Food fight: Children’s temperaments help predict dinnertime struggles
Most toddlers go through bouts of picky eating, but infants with more inhibited personalities are more likely to turn up their nose at new foods, according to researchers.
In a study, researchers observed how infants responded to new foods and new toys throughout their first 18 months. The study found that infants who were wary of new toys also tended to be less accepting of new foods, suggesting early food attitudes stem from personality.
Kameron Moding, a postdoctoral fellow at University of Colorado Denver who received her doctorate in human development and family studies from Penn State, authored the paper, published today in Child Development.
"It was striking how consistently the responses to new foods related to the responses to new toys," Moding said. "Not only were they associated at 12 months, but those responses also predicted reactions to new objects six months later. They also followed the same developmental pattern across the first year of life."
A person's temperament, one part of their personality, tends to fall somewhere on the exuberant-inhibited spectrum. Those on the exuberant end tend to approach new things and situations head on, while people who are more inhibited tend to be more reserved.
Cynthia Stifter, a Penn State professor of human development and and principal investigator of the larger study on which this one is based, said a person's temperament affects almost every aspect of their life.
"Temperament is kind of like a pair of glasses that each person wears. It's the unique way one sees the world," Stifter said. "Everything one responds to is through the lens of who they are, meaning the biology-based individual differences that they're born with."
While previous research has looked at how a child's temperament affects their mental health and how they get along with their peers, the study is one of the first to explore how temperamental approach — whether a person is attracted to or wary of new things — relates to a child's eating behavior.
"From the time they're very young, some infants are more 'approaching' and react positively to new things, whereas other infants are more 'withdrawing' and react negatively to the same stimuli," Moding said. "But very few studies have examined whether infants show similar approach and withdrawal behaviors in response to new foods, so this is what we wanted to investigate."

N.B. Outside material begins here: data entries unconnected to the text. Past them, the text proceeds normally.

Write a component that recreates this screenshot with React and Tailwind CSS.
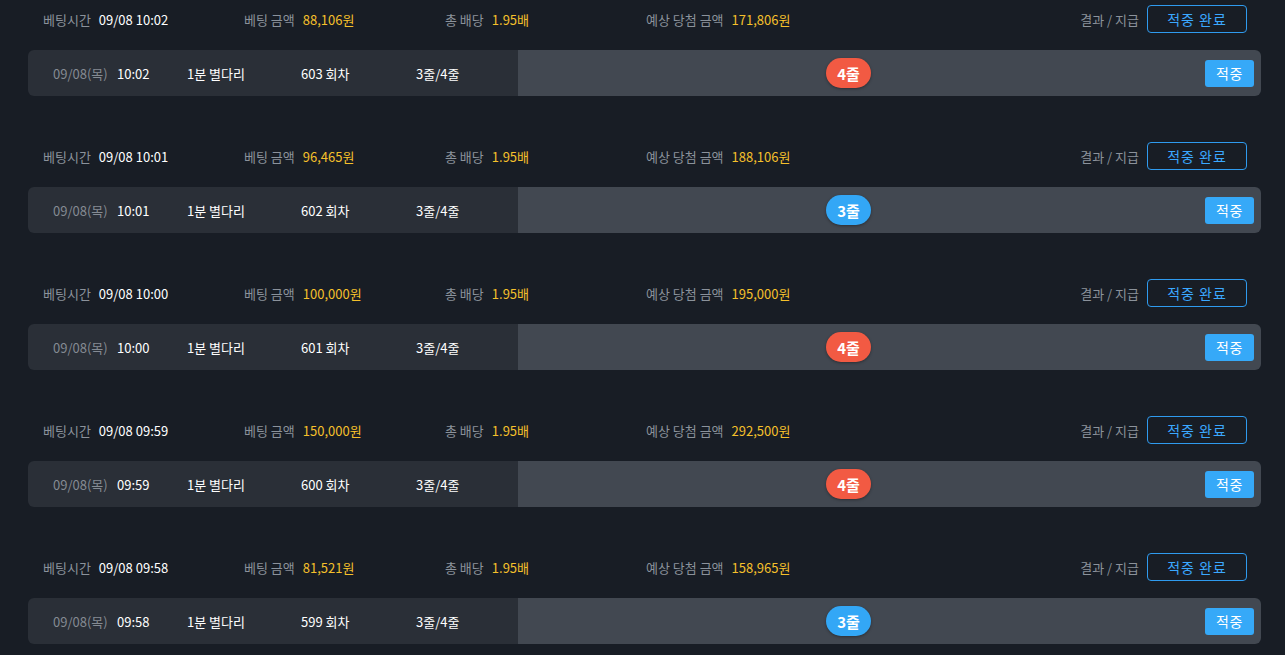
const bets = [
  { time: '10:02', amount: '88,106원', win: '171,806원', round: 603, result: 4 },
  { time: '10:01', amount: '96,465원', win: '188,106원', round: 602, result: 3 },
  { time: '10:00', amount: '100,000원', win: '195,000원', round: 601, result: 4 },
  { time: '09:59', amount: '150,000원', win: '292,500원', round: 600, result: 4 },
  { time: '09:58', amount: '81,521원', win: '158,965원', round: 599, result: 3 },
];

function Field({ label, value, accent }) {
  return (
    <div className="flex w-[201px] items-center gap-[8px]">
      <span className="text-[#8b929b]">{label}</span>
      <span className={accent ? 'text-[#f5c02b]' : 'text-white'}>{value}</span>
    </div>
  );
}

function BetRow({ bet }) {
  const red = bet.result === 4;
  return (
    <div className="mb-[41px]">
      {/* 상단 요약 */}
      <div className="flex h-[38px] items-center pl-[15px] pr-[14px]">
        <Field label="베팅시간" value={`09/08 ${bet.time}`} />
        <Field label="베팅 금액" value={bet.amount} accent />
        <Field label="총 배당" value="1.95배" accent />
        <Field label="예상 당첨 금액" value={bet.win} accent />
        <div className="ml-auto flex items-center gap-[8px]">
          <span className="text-[#8b929b]">결과 / 지급</span>
          <button className="h-[28px] w-[100px] rounded-[4px] border border-[#2f9bef] text-[14px] tracking-[1px] text-[#3ba8ff]">
            적중 완료
          </button>
        </div>
      </div>

      {/* 게임 정보 */}
      <div className="mt-[12px] flex h-[46px] overflow-hidden rounded-[6px]">
        <div className="flex w-[490px] items-center bg-[#2a2f37] pl-[25px]">
          <span className="w-[64px] text-[#858b93]">09/08(목)</span>
          <span className="w-[70px] text-white">{bet.time}</span>
          <span className="w-[114px] text-white">1분 별다리</span>
          <span className="w-[115px] text-white">{bet.round} 회차</span>
          <span className="text-white">3줄/4줄</span>
        </div>
        <div className="flex flex-1 items-center bg-[#424851] pl-[308px] pr-[7px]">
          <span
            className={`flex h-[30px] w-[45px] items-center justify-center rounded-full text-[15px] font-bold text-white shadow-[0_1px_3px_rgba(0,0,0,0.35)] ${
              red ? 'bg-[#f25a43]' : 'bg-[#33a7f6]'
            }`}
          >
            {bet.result}줄
          </span>
          <button className="ml-auto h-[27px] w-[49px] rounded-[3px] bg-[#36a9f8] text-[14px] tracking-[0.5px] text-white">
            적중
          </button>
        </div>
      </div>
    </div>
  );
}

export default function App() {
  return (
    <div
      className="min-h-screen bg-[#181d25] pl-[28px] pr-[24px] text-[13px] leading-none"
      style={{ fontFamily: '"Noto Sans CJK KR", "Noto Sans", sans-serif' }}
    >
      {bets.map((b) => (
        <BetRow key={b.round} bet={b} />
      ))}
    </div>
  );
}
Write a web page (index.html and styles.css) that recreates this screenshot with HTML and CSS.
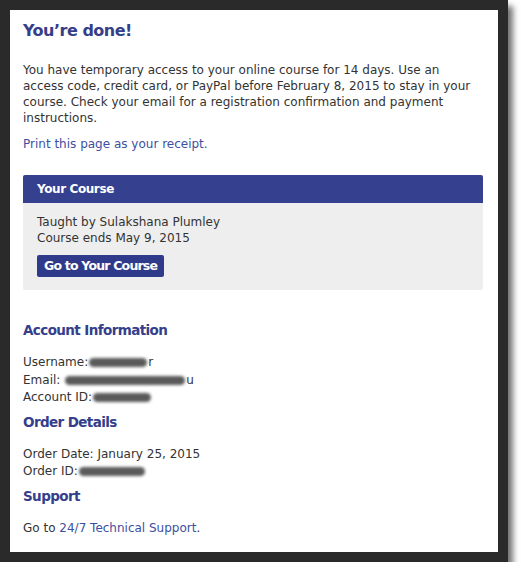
FILE: index.html
```html
<!DOCTYPE html>
<html>
<head>
    <meta charset="utf-8">
    <title>Registration Complete</title>
    <link rel="stylesheet" href="styles.css">
</head>
<body>
    <div class="frame">
        <div class="panel">
            <h1 class="title">You’re done!</h1>
            <p class="intro">You have temporary access to your online course for 14 days. Use an access code, credit card, or PayPal before February 8, 2015 to stay in your course. Check your email for a registration confirmation and payment instructions.</p>
            <p class="print"><a href="javascript:;">Print this page as your receipt.</a></p>

            <div class="course">
                <div class="course-head">Your Course</div>
                <div class="course-body">
                    <p>Taught by Sulakshana Plumley<br>Course ends May 9, 2015</p>
                    <a class="btn" href="javascript:;">Go to Your Course</a>
                </div>
            </div>

            <h2 class="section">Account Information</h2>
            <ul class="info">
                <li>Username:<span class="blur" style="width:58px"></span>r</li>
                <li>Email: <span class="blur" style="width:120px"></span>u</li>
                <li>Account ID:<span class="blur" style="width:58px"></span></li>
            </ul>

            <h2 class="section">Order Details</h2>
            <ul class="info">
                <li>Order Date: January 25, 2015</li>
                <li>Order ID:<span class="blur" style="width:66px"></span></li>
            </ul>

            <h2 class="section">Support</h2>
            <p class="support">Go to <a href="javascript:;">24/7 Technical Support</a>.</p>
        </div>
    </div>
</body>
</html>
```
FILE: styles.css
```css
*{margin:0;padding:0;list-style:none;}
body{background:#fff;font-family:"DejaVu Sans",Verdana,sans-serif;font-size:12px;color:#333;}
a{color:#3d4f9f;text-decoration:none;}
.frame{
    width:488px;
    padding:10px;
    background:#2a2a2a;
    box-shadow:5px 6px 6px rgba(0,0,0,0.55);
}
.panel{background:#fff;padding:10px 15px 18px 13px;height:514px;}
.title{font-size:16px;letter-spacing:-0.5px;font-weight:bold;color:#353e88;line-height:22px;}
.intro{margin-top:20px;line-height:16px;}
.print{margin-top:10px;line-height:16px;}
.course{margin-top:23px;background:#eee;border-radius:2px;padding-bottom:13px;}
.course-head{background:#35408f;color:#fff;font-weight:bold;font-size:12px;letter-spacing:-0.4px;height:28px;line-height:28px;padding-left:14px;border-radius:2px 2px 0 0;}
.course-body{padding:11px 14px 0;}
.course-body p{line-height:16px;}
.btn{display:inline-block;margin-top:9px;background:#2f3a8a;color:#fff;font-weight:bold;font-size:12.5px;letter-spacing:-0.8px;padding:0 7px;height:22px;line-height:22px;border-radius:2px;}
.section{font-size:13.5px;letter-spacing:-0.6px;font-weight:bold;color:#343e8b;line-height:20px;margin-top:30px;}
.info{margin-top:14px;line-height:17.5px;}
.info + .section{margin-top:5px;}
.blur{display:inline-block;height:9px;vertical-align:-1px;margin:0 1px;border-radius:5px;background:#5a5a5a;filter:blur(1.8px);}
.support{margin-top:14px;line-height:16px;}
```
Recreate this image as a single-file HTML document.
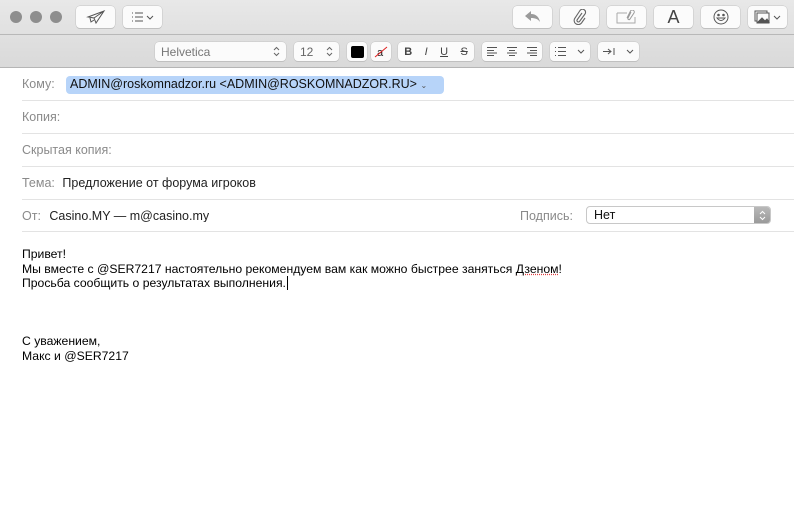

The researchers recruited 136 pairs of mothers and infants, who visited the lab when the babies were six and 12 months old. During the visits, each infant tried a new food and played with new toys, with the researchers noting whether the child had negative, neutral or positive reactions.
When the toddlers were 18 months old, the pairs returned to the lab to participate in a final task. The toddlers were given the chance to explore a room with unfamiliar objects, such as a tunnel, animal mask and black box, with researchers once again noting the toddlers' reactions.
The researchers found that at 12 months of age, the babies who had reacted positively to the new toys also tended to react similarly to the new foods. Those who reacted negatively to the new toys were also hesitant to try the new foods.
Additionally, the researchers found that the way babies approach new foods at 12 months was also a good predictor of how they would continue to approach other new objects throughout their toddler years.
"The results suggest that infant and toddler responses to new foods are based on their temperament," Moding said. "Infants who show hesitation in response to new toys will likely show hesitation when trying new foods for the first time as well."
Stifter said it was important to note that although temperament is something a person is born with, it doesn't mean a person can't change their behaviors. Much like how someone who is shy can learn to open up to new people, picky infants and toddlers can learn to accept new foods.
Moding agreed, saying there are things parents can do to encourage a varied diet.
"Keep trying! Research from other labs has consistently shown that infants and children can learn to accept new foods if their caregivers continue to offer them," Moding said. "It can take as many as eight to ten tries, but infants and children can learn to accept and eat even initially disliked foods."
The National Institute of Diabetes and Digestive and Kidney Disease and the National Institute of Food and Agriculture supported this work.